WHAT IS REQUIRED —
Identify the lines in the data below that contain "React" and give only how many there are.

MATERIAL —

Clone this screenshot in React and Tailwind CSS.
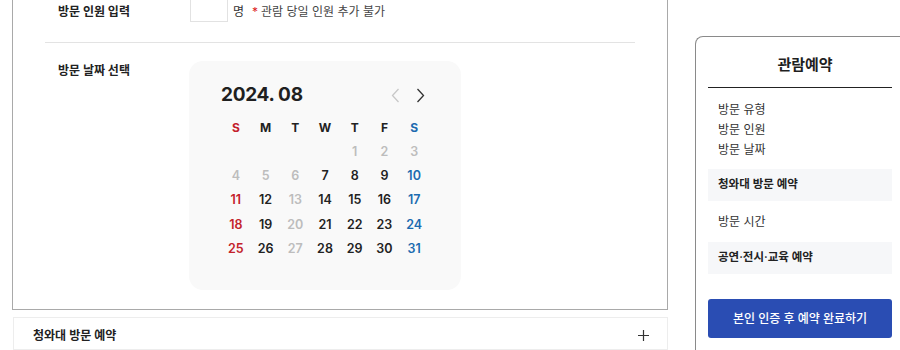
import React from 'react';

const FONT = { fontFamily: 'Inter, "Noto Sans CJK KR", "Noto Sans", sans-serif' };

const weekdays = [
  { d: 'S', c: 'text-[#c4222b]' },
  { d: 'M', c: 'text-[#222]' },
  { d: 'T', c: 'text-[#222]' },
  { d: 'W', c: 'text-[#222]' },
  { d: 'T', c: 'text-[#222]' },
  { d: 'F', c: 'text-[#222]' },
  { d: 'S', c: 'text-[#1c6bb0]' },
];

// null = empty cell, 'off' = disabled day
const weeks = [
  [null, null, null, null, [1, 'off'], [2, 'off'], [3, 'off']],
  [[4, 'off'], [5, 'off'], [6, 'off'], [7], [8], [9], [10]],
  [[11], [12], [13, 'off'], [14], [15], [16], [17]],
  [[18], [19], [20, 'off'], [21], [22], [23], [24]],
  [[25], [26], [27, 'off'], [28], [29], [30], [31]],
];

const dayColor = (cell, col) => {
  if (cell[1] === 'off') return 'text-[#bdbdbd]';
  if (col === 0) return 'text-[#c4222b]';
  if (col === 6) return 'text-[#1c6bb0]';
  return 'text-[#222]';
};

const Calendar = () => (
  <div className="w-[272px] h-[229px] bg-[#f9f9f9] rounded-[14px] pl-[32px] pr-[32px] pt-[22px]">
    <div className="flex items-center justify-between h-[24px]">
      <span className="text-[19px] font-bold text-[#1f1f1f] tracking-[-0.3px]">2024. 08</span>
      <div className="flex items-center gap-[16px] pr-[4px]">
        <svg width="9" height="15" viewBox="0 0 9 15" fill="none">
          <path d="M7.5 1L1.5 7.5L7.5 14" stroke="#c8c8c8" strokeWidth="1.3" />
        </svg>
        <svg width="9" height="15" viewBox="0 0 9 15" fill="none">
          <path d="M1.5 1L7.5 7.5L1.5 14" stroke="#333" strokeWidth="1.3" />
        </svg>
      </div>
    </div>
    <div className="grid grid-cols-7 w-[208px] mt-[9px]">
      {weekdays.map((w, i) => (
        <div key={i} className={`h-[24px] flex items-center justify-center text-[12px] font-bold ${w.c}`}>
          {w.d}
        </div>
      ))}
      {weeks.flat().map((cell, i) => (
        <div
          key={`d${i}`}
          className={`h-[24.3px] flex items-center justify-center text-[12.5px] font-semibold ${cell ? dayColor(cell, i % 7) : ''}`}
        >
          {cell ? cell[0] : ''}
        </div>
      ))}
    </div>
  </div>
);

const App = () => {
  return (
    <div className="w-[900px] h-[350px] overflow-hidden bg-white flex" style={FONT}>
      {/* left column */}
      <div className="ml-[12px] w-[656px] shrink-0 flex flex-col">
        <div className="border border-t-0 border-[#a9a9a9] px-[32px] pb-[19px]">
          <div className="flex h-[22px]">
            <div className="w-[145px] pl-[13px] pt-[3px] text-[12px] font-bold text-[#222]">방문 인원 입력</div>
            <div className="w-[38px] h-[34px] -mt-[12px] border border-[#e2e2e2] bg-white" />
            <div className="pl-[5px] pt-[3px] text-[12px] text-[#333] flex">
              <span>명</span>
              <span className="ml-[8px] text-[#d22]">*</span>
              <span className="ml-[3px] text-[#444]">관람 당일 인원 추가 불가</span>
            </div>
          </div>
          <div className="mt-[20px] border-t border-[#e3e3e3]" />
          <div className="flex pt-[18px]">
            <div className="w-[144px] pl-[13px] pt-[1px] text-[12px] font-bold text-[#222]">방문 날짜 선택</div>
            <Calendar />
          </div>
        </div>
        <div className="mt-[7px] ml-[1px] border border-[#ededed] h-[40px] flex items-center justify-between pl-[19px] pr-[18px] pt-[4px]">
          <span className="text-[12px] font-semibold text-[#222]">청와대 방문 예약</span>
          <svg width="11" height="11" viewBox="0 0 11 11" fill="none">
            <path d="M5.5 0V11M0 5.5H11" stroke="#333" strokeWidth="1.2" />
          </svg>
        </div>
      </div>

      {/* right panel */}
      <div className="ml-[27px] mt-[36px] w-[209px] h-[330px] shrink-0 border border-r-0 border-[#8a8a8a] rounded-tl-[8px] px-[12px]">
        <div className="h-[51px] flex items-center justify-center pt-[7px] pl-[10px] border-b-[1.5px] border-[#222] text-[15px] font-bold text-[#1f1f1f]">
          관람예약
        </div>
        <div className="pt-[12px] pl-[10px] text-[12px] text-[#333] leading-[20px]">
          <div>방문 유형</div>
          <div>방문 인원</div>
          <div>방문 날짜</div>
        </div>
        <div className="mt-[9px] h-[32px] bg-[#f6f7f9] flex items-center pl-[10px] text-[11.5px] font-semibold text-[#222]">
          청와대 방문 예약
        </div>
        <div className="h-[41px] flex items-center pl-[10px] text-[12px] text-[#333]">방문 시간</div>
        <div className="h-[32px] bg-[#f6f7f9] flex items-center pl-[10px] text-[11.5px] font-semibold text-[#222]">
          공연·전시·교육 예약
        </div>
        <button className="mt-[25px] w-full h-[39px] rounded-[3px] bg-[#2a4db3] text-white text-[12px] font-medium flex items-center justify-center">
          본인 인증 후 예약 완료하기
        </button>
      </div>
    </div>
  );
};

export default App;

RIGHT ANSWER —
2